The Dorr Rebellion of 1842 was a constitutional crisis in Rhode Island sparked by the state’s restrictive colonial-era voting laws. It resulted in the establishment of rival governments and a brief armed conflict before leading to significant suffrage reform in the United States.
TLDR: In 1842, Thomas Dorr led a movement to overthrow Rhode Island’s restrictive colonial charter, which disenfranchised most urban workers. While the armed rebellion failed, the crisis forced the state to adopt a new constitution and led to the Supreme Court’s ‘political question’ doctrine in Luther v. Borden.
In 1841, Rhode Island stood as a peculiar outlier in the American democratic experiment. While neighboring states had transitioned to modern constitutions, Rhode Island remained governed by a 1663 colonial charter granted by King Charles II. This archaic document restricted the franchise to ‘freemen’ who possessed at least 134 dollars in real estate. By the mid-19th century, this requirement was increasingly problematic. The Industrial Revolution had transformed the state’s economy, drawing thousands of workers into urban centers like Providence and Pawtucket. These men, though essential to the state’s prosperity, were legally barred from voting, creating a stark divide between the landed rural elite and the disenfranchised urban working class.
Thomas Wilson Dorr, a Harvard-educated lawyer from a wealthy family, became the unlikely champion of the disenfranchised. In 1840, he helped organize the Rhode Island Suffrage Association, which argued that the people held the sovereign right to replace an unjust government. When the state legislature refused to call a constitutional convention, Dorr’s ‘People’s Party’ took matters into their own hands. In late 1841, they held their own convention and drafted the ‘People’s Constitution,’ which granted the vote to all white male citizens. In a popular referendum, this document received more votes than the total number of eligible voters under the old charter, yet the established ‘Charter Government’ declared the entire movement an illegal insurrection.
By May 1842, the crisis had escalated into a full-blown constitutional standoff. Rhode Island effectively had two competing governments. Dorr was inaugurated as governor by his supporters in a Providence parade, while the official governor, Samuel Ward King, maintained his seat of power and mobilized the state militia. King’s government passed the ‘Algerine Law,’ a draconian measure that made it a capital offense to hold office under the People’s Constitution. King also appealed to President John Tyler for federal troops. While Tyler avoided direct military intervention, his public support for the ‘legitimate’ Charter government dealt a severe blow to the Dorrites’ morale.

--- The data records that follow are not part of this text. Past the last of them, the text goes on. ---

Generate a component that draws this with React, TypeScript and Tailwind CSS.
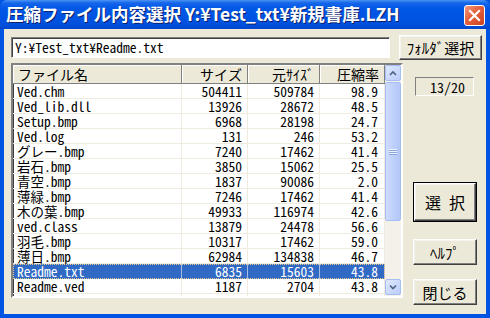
import type { ReactNode } from 'react'

type Row = { name: string; size: string; orig: string; rate: string; selected?: boolean }

const ROWS: Row[] = [
  { name: 'Ved.chm', size: '504411', orig: '509784', rate: '98.9' },
  { name: 'Ved_lib.dll', size: '13926', orig: '28672', rate: '48.5' },
  { name: 'Setup.bmp', size: '6968', orig: '28198', rate: '24.7' },
  { name: 'Ved.log', size: '131', orig: '246', rate: '53.2' },
  { name: 'グレー.bmp', size: '7240', orig: '17462', rate: '41.4' },
  { name: '岩石.bmp', size: '3850', orig: '15062', rate: '25.5' },
  { name: '青空.bmp', size: '1837', orig: '90086', rate: '2.0' },
  { name: '薄緑.bmp', size: '7246', orig: '17462', rate: '41.4' },
  { name: '木の葉.bmp', size: '49933', orig: '116974', rate: '42.6' },
  { name: 'ved.class', size: '13879', orig: '24478', rate: '56.6' },
  { name: '羽毛.bmp', size: '10317', orig: '17462', rate: '59.0' },
  { name: '薄日.bmp', size: '62984', orig: '134838', rate: '46.7' },
  { name: 'Readme.txt', size: '6835', orig: '15603', rate: '43.8', selected: true },
  { name: 'Readme.ved', size: '1187', orig: '2704', rate: '43.8' },
  { name: 'Ved.ini', size: '897', orig: '4800', rate: '18.7' },
]

const MONO = "font-['Noto_Sans_Mono_CJK_JP','Noto_Sans_CJK_JP',monospace]"

export default function App() {
  return (
    <div className={`flex h-[318px] w-[490px] flex-col overflow-hidden bg-[#0054e3] ${MONO} text-[13.5px] text-black`}>
      <TitleBar />
      <div className="mx-[4px] mb-[4px] flex flex-1 flex-col bg-[#ece9d8]">
        <div className="flex items-center pt-[6px]">
          <div className="ml-[7px] flex h-[21px] w-[379px] items-center border border-t-[#808080] border-l-[#808080] border-b-white border-r-white bg-white pl-[3px] leading-none shadow-[inset_1px_1px_0_#404040]">
            Y:¥Test_txt¥Readme.txt
          </div>
          <ClassicButton className="ml-[9px] h-[25px] w-[83px] text-[15px]">ﾌｫﾙﾀﾞ選択</ClassicButton>
        </div>
        <div className="mt-[3px] flex">
          <FileList />
          <div className="ml-[10px] flex w-[64px] flex-col">
            <div className="ml-[2px] mt-[14px] flex h-[19px] w-[59px] items-center justify-end border border-t-[#808080] border-l-[#808080] border-b-white border-r-white pr-[8px] text-[14px] leading-none">
              13/20
            </div>
            <div className="mt-[86px] flex h-[40px] w-[64px] border border-black">
              <ClassicButton className="h-full w-full text-[16px]">選 択</ClassicButton>
            </div>
            <ClassicButton className="mt-[17px] h-[26px] w-[64px] text-[15px]">ﾍﾙﾌﾟ</ClassicButton>
            <ClassicButton className="mt-[14px] h-[26px] w-[64px] text-[15px]">閉じる</ClassicButton>
          </div>
        </div>
      </div>
    </div>
  )
}

function TitleBar() {
  return (
    <div className="relative flex h-[29px] items-center rounded-t-[7px] bg-[linear-gradient(to_bottom,#4a94f5_0%,#1666ea_10%,#0058e6_28%,#0054e3_55%,#0050dc_85%,#0046cc_100%)] pl-[6px]">
      <span className="font-['Noto_Sans_CJK_JP',sans-serif] text-[17.5px] font-bold text-white [text-shadow:1px_1px_0_#0a1e6a]">
        圧縮ファイル内容選択 Y:¥Test_txt¥新規書庫.LZH
      </span>
      <div className="absolute right-[5px] top-[5px] flex h-[21px] w-[21px] items-center justify-center rounded-[3px] border border-white bg-[linear-gradient(135deg,#f29a7e_0%,#e5603c_45%,#cc4220_100%)]">
        <svg width="13" height="13" viewBox="0 0 13 13">
          <path d="M2 2 L11 11 M11 2 L2 11" stroke="white" strokeWidth="2.2" strokeLinecap="square" />
        </svg>
      </div>
    </div>
  )
}

function ClassicButton({ children, className = '' }: { children: ReactNode; className?: string }) {
  return (
    <div
      className={`flex items-center justify-center border border-t-white border-l-white border-b-[#404040] border-r-[#404040] bg-[#ece9d8] leading-none shadow-[inset_-1px_-1px_0_#808080,inset_1px_1px_0_#f4f3ee] ${className}`}
    >
      {children}
    </div>
  )
}

function FileList() {
  return (
    <div className="ml-[7px] flex h-[235px] w-[392px] overflow-hidden border-2 border-t-[#808080] border-l-[#808080] border-b-white border-r-white bg-white shadow-[inset_1px_1px_0_#404040]">
      <div className="flex w-[372px] flex-col">
        <div className="grid h-[19px] shrink-0 grid-cols-[169px_66px_72px_65px] bg-[#ece9d8]">
          <HeaderCell left>ファイル名</HeaderCell>
          <HeaderCell>サイズ</HeaderCell>
          <HeaderCell>元ｻｲｽﾞ</HeaderCell>
          <HeaderCell>圧縮率</HeaderCell>
        </div>
        {ROWS.map((r) => {
          const line = r.selected ? 'border-r border-[#a8bee6]' : 'border-r border-[#efebde]'
          return (
            <div
              key={r.name}
              className={`grid h-[15px] shrink-0 grid-cols-[169px_66px_72px_65px] leading-[15px] ${
                r.selected ? 'bg-[#316ac5] text-white outline-1 -outline-offset-1 outline-dotted outline-[#e7c98b]' : 'border-b border-[#efebde]'
              }`}
            >
              <div className={`pl-[4px] ${line}`}>{r.name}</div>
              <div className={`pr-[5px] text-right ${line}`}>{r.size}</div>
              <div className={`pr-[5px] text-right ${line}`}>{r.orig}</div>
              <div className={`pr-[6px] text-right ${line}`}>{r.rate}</div>
            </div>
          )
        })}
      </div>
      <ScrollBar />
    </div>
  )
}

function HeaderCell({ children, left }: { children: ReactNode; left?: boolean }) {
  return (
    <div
      className={`flex items-center border-b border-r border-b-[#808080] border-r-[#808080] text-[14px] leading-none shadow-[inset_1px_1px_0_white] ${
        left ? 'justify-start pl-[5px]' : 'justify-end pr-[5px]'
      }`}
    >
      {children}
    </div>
  )
}

function ScrollBar() {
  return (
    <div className="flex w-[16px] flex-col bg-[#f3f1ea]">
      <ArrowButton up />
      <div className="relative flex-1">
        <div className="absolute left-0 right-0 top-[1px] flex h-[139px] items-center justify-center rounded-[2px] border border-[#a6bdf4] bg-[linear-gradient(to_right,#cfdcfd,#bccefb_60%,#b2c6f8)]">
          <svg width="8" height="8" viewBox="0 0 8 8">
            <path d="M0 1.5 H8 M0 3.5 H8 M0 5.5 H8" stroke="#eef3ff" strokeWidth="1" />
            <path d="M0 2.5 H8 M0 4.5 H8 M0 6.5 H8" stroke="#8ca6e4" strokeWidth="1" />
          </svg>
        </div>
      </div>
      <div className="mb-[1px]">
        <ArrowButton />
      </div>
    </div>
  )
}

function ArrowButton({ up }: { up?: boolean }) {
  return (
    <div className="flex h-[16px] w-[16px] items-center justify-center rounded-[2px] border border-[#a6bdf4] bg-[linear-gradient(135deg,#dfe8fe,#bacdfa)]">
      <svg width="8" height="6" viewBox="0 0 8 6">
        <path d={up ? 'M1 5 L4 2 L7 5' : 'M1 1.5 L4 4.5 L7 1.5'} fill="none" stroke="#4d6185" strokeWidth="1.6" />
      </svg>
    </div>
  )
}
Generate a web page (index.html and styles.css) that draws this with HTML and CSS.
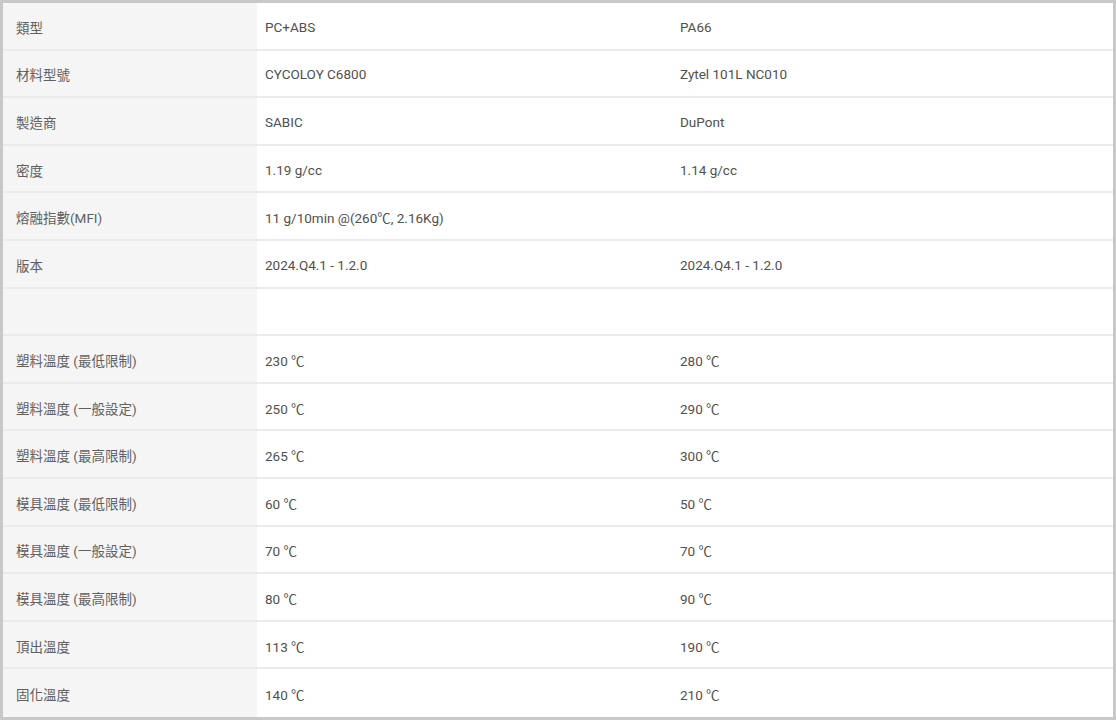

The conflict turned violent on the night of May 17, 1842. Dorr led a small, poorly equipped force to seize the state arsenal in Providence. The attempt was a tactical disaster; the rebels’ cannons, which were relics from the Revolutionary War, failed to fire due to damp powder and mechanical failure. As the state militia approached, Dorr’s supporters melted away into the night. Dorr fled to Connecticut and later New Hampshire to avoid capture. A second attempt to rally forces at Chepachet in June also collapsed before a single shot was fired, as the rebels realized they were vastly outnumbered by the state’s ‘Law and Order’ party.
Though the rebellion failed on the battlefield, it succeeded in the court of public opinion. The Charter government, recognizing that the threat of civil unrest would persist, finally convened a legitimate convention in late 1842. The resulting 1843 Constitution significantly expanded voting rights for native-born citizens, though it maintained property requirements for naturalized immigrants—a nod to the era’s nativist sentiments. Dorr eventually returned to face trial and was sentenced to life at hard labor for treason, but public sympathy led to his release after just one year.
The legal fallout reached the U.S. Supreme Court in the 1849 case Luther v. Borden. The Court was asked to decide which government was the ‘rightful’ one. Chief Justice Roger B. Taney declined to rule on the merits, establishing the ‘political question’ doctrine. He argued that the Constitution’s guarantee of a republican form of government was a matter for the executive and legislative branches, not the judiciary. This precedent remains a cornerstone of American constitutional law, defining the limits of judicial intervention in state political crises.